Feeling quite upbeat, I sat in the university cafeteria working on my lecture. Later, after class, I wandered into the campus green, where hundreds were gathered for the ceremony for the fallen soldiers. Then, over lunch, a colleague and I discussed post-modernism and Yiddish literature, the politics of the early kibbutzim and Karl Marx’s self-hatred. We avoided politics.
But on my way home, the rows of Israeli flags everywhere posted for the upcoming Independence Day caused a knot in my stomach. For on that Monday in April, Operation Defense Shield was still going strong. I so wanted to celebrate the birthday of this zany, lively, sassy place. But I could not celebrate while bulldozers were destroying Palestinian civil society. The Jewish past and the Jewish present were utterly at odds. The complexity of the moment was overwhelming.
For months now, my parents have called regularly to ask when we are bringing their grandchildren home. We usually answer evasively. We tell them and ourselves that if we take taxis instead of buses, if we eat only at restaurants with burly guards with guns, then we can keep our dear children alive for the rest of the semester.
Our Israeli friends also call frequently. They tell us they would frankly understand if we were packing. They know all too well the terrifying sirens of the ambulances. They can empathize with our fears when our teen-ager leaves at midnight for the local disco, breezily announcing that he will return at 3 a.m. Israeli kids party late.
The reality is that we very much enjoy daily life in Israel. Perhaps we have adjusted to the danger. But moment for moment, my fear for our lives and my shame at what Israel is doing are both larger than the odd adrenaline of living through historic tragedy.

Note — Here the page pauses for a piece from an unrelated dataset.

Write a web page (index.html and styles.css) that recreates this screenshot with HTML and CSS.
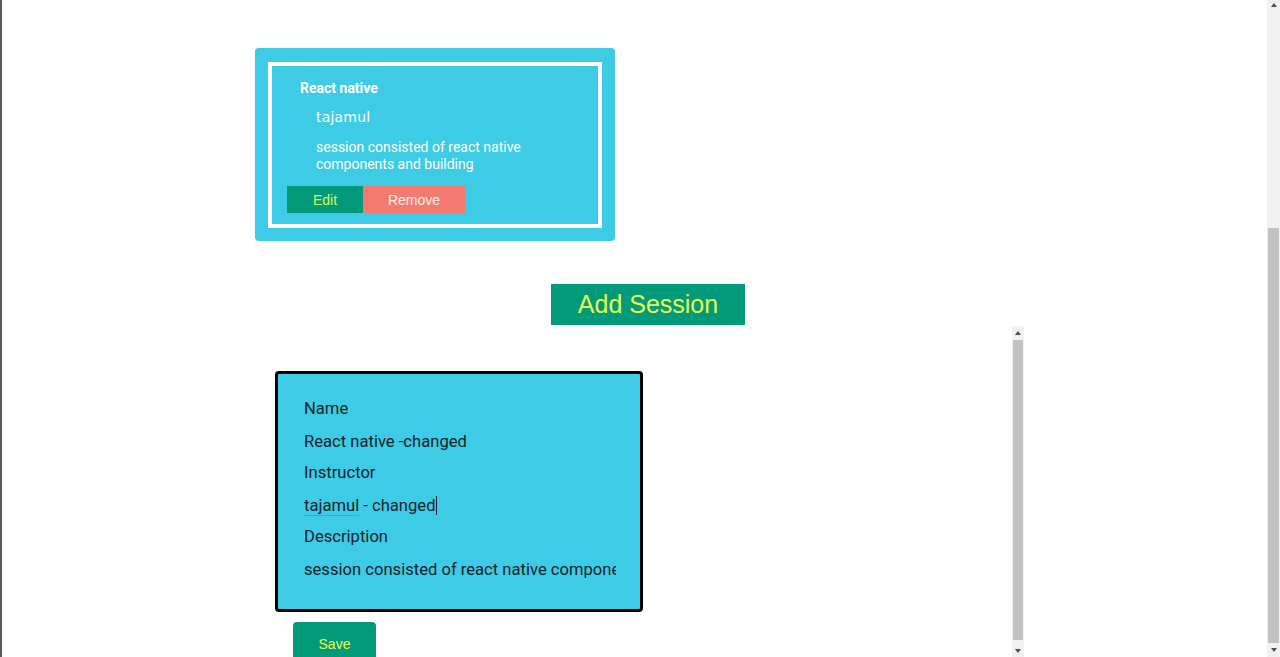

Israel is at a crossroads. In 1948, as the future of our people hung in the balance, we took a moral leap and founded our state. But now we have taken too much land and displaced too many. We have squandered the world’s sympathy and our moral capital is gone.
I know. I know. Things might have gone so well in 2000, at Camp David. Israelis are understandably obsessed with that moment. Many here are heartbroken that what Barak offered was not accepted on the Palestinian side. Oslo is dead and gone. But although the Palestinian leadership chose not to found their state at that juncture, Israel still has much blood on its hands.
The world has long paid attention to our pain. We have transformed our suffering into a strong nation state. Now, it is in our own interests for us to attend to the pain of another people our Palestinian neighbors. If our history means anything, it means we must share this land. If we do not, the terror will never end. Operation Defense Shield may have bought the quiet my little family needs for two months. But it is only a matter of time before the terror will return.
At the end of June, I hope that we four will all still be alive, and we will fly home to Newark. Sitting around the elegant tables of Princeton, our loving friends will listen to our stories. Perhaps they will think us brave. But here, beautiful people on all sides will undoubtedly continue to die. Now, before it is too late, Israel and her friends abroad must find a way to end the occupation and help the Palestinians found their state.
Deborah Hertz, a Princeton Township resident, teaches at Sarah Lawrence College and this year is a visiting professor at Tel Aviv University.